One by one, he manipulated the receptor genes, breeding a new line of mice each time. With each new strain, he would administer a tiny dose of Valium. If the animals grew drowsy, he knew he had not yet knocked out the right receptor. Knocking out receptor 1 made little difference. Receptor 3 proved too hard to knock out. Receptor 5 seemed to account for the amnesia that people (and mice) experience when they take anxiety drugs. Targeting receptor 2, Dawson identified a chemical that reduced a mouse’s startle response—a measure of anxiety—without impairing its ability to balance. Success!

Or, so he thought. “When these compounds went into humans, they turned out to be just as sedating as the original drugs.”

Dawson blames the mice. “There’s not enough predictability in animal research.”

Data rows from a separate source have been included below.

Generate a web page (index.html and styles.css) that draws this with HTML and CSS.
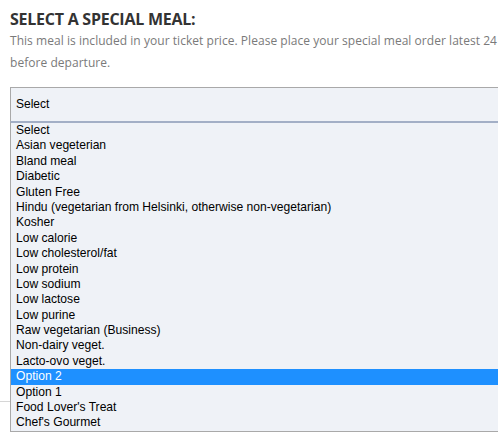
FILE: index.html
```html
<!DOCTYPE html>
<html>
<head>
<meta charset="utf-8">
<link rel="stylesheet" href="styles.css">
</head>
<body>
<div class="page">
  <h2 class="title">SELECT A SPECIAL MEAL:</h2>
  <p class="desc">This meal is included in your ticket price. Please place your special meal order latest 24<br>before departure.</p>
  <div class="field">
    <div class="select">Select</div>
    <ul class="list">
      <li>Select</li>
      <li>Asian vegeterian</li>
      <li>Bland meal</li>
      <li>Diabetic</li>
      <li>Gluten Free</li>
      <li>Hindu (vegetarian from Helsinki, otherwise non-vegetarian)</li>
      <li>Kosher</li>
      <li>Low calorie</li>
      <li>Low cholesterol/fat</li>
      <li>Low protein</li>
      <li>Low sodium</li>
      <li>Low lactose</li>
      <li>Low purine</li>
      <li>Raw vegetarian (Business)</li>
      <li>Non-dairy veget.</li>
      <li>Lacto-ovo veget.</li>
      <li class="active">Option 2</li>
      <li>Option 1</li>
      <li>Food Lover's Treat</li>
      <li>Chef's Gourmet</li>
    </ul>
  </div>
  <div class="sep"></div>
</div>
</body>
</html>
```
FILE: styles.css
```css
html, body {
  margin: 0;
  padding: 0;
  background: #ffffff;
}
.page {
  position: relative;
  padding: 9px 0 0 10px;
  height: 426px;
}
.title {
  margin: 0;
  font-family: "Open Sans", sans-serif;
  font-weight: 700;
  font-size: 16px;
  line-height: 20px;
  color: #333333;
  letter-spacing: -0.25px;
}
.desc {
  margin: 1px 0 0 0;
  font-family: "Open Sans", sans-serif;
  font-size: 12px;
  line-height: 21.5px;
  color: #7a7a7a;
  white-space: nowrap;
  letter-spacing: 0.04px;
}
.field {
  position: relative;
  margin-top: 14px;
}
.select {
  box-sizing: border-box;
  height: 35px;
  border: 1px solid #a9a9a9;
  border-right: none;
  border-bottom: 1px solid #9aa6bd;
  background: #eff2f7;
  font-family: "Liberation Sans", Arial, sans-serif;
  font-size: 12px;
  line-height: 33px;
  padding-left: 5px;
  color: #000;
}
.list {
  position: absolute;
  left: 0;
  right: 0;
  top: 34px;
  z-index: 2;
  margin: 0;
  padding: 0;
  list-style: none;
  background: #eff2f7;
  border-left: 1px solid #a9a9a9;
  border-bottom: 1px solid #a9a9a9;
  border-top: 2px solid #a3afc6;
  font-family: "Liberation Sans", Arial, sans-serif;
  font-size: 12.1px;
  color: #000;
}
.list li {
  height: 15.4px;
  line-height: 15.4px;
  padding-left: 5px;
  white-space: nowrap;
}
.list li.active {
  background: #1e90ff;
  color: #ffffff;
}
.sep {
  margin-top: 279px;
  margin-left: -10px;
  height: 1px;
  background: #d6d6d6;
}
```
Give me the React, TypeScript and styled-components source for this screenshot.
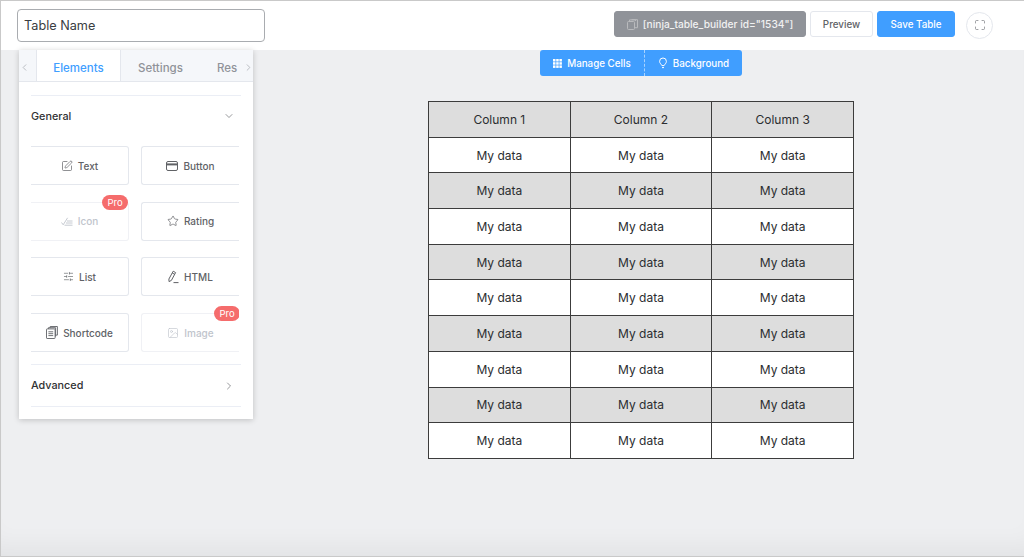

But, for all Dawson’s frustration with mice, the rodents did yield a couple of interesting drug leads.

That receptor 5 implicated in the amnesia side effect?  An experimental chemical that blocked its action created temporary geniuses: Mice on it were whizzes in the Morris water maze. A drug company is testing the compound to treat people with Down syndrome. And in the process of trying to eliminate drowsiness, Dawson and his team homed in on one of the chemical switches that cause mammals to go to sleep. Ambien locks onto that switch associated with receptor 1.

So, despite the problems, mice remain the undisputed top animal for research on mental health therapies.

Which just goes to show that mice, like us, have minds of their own.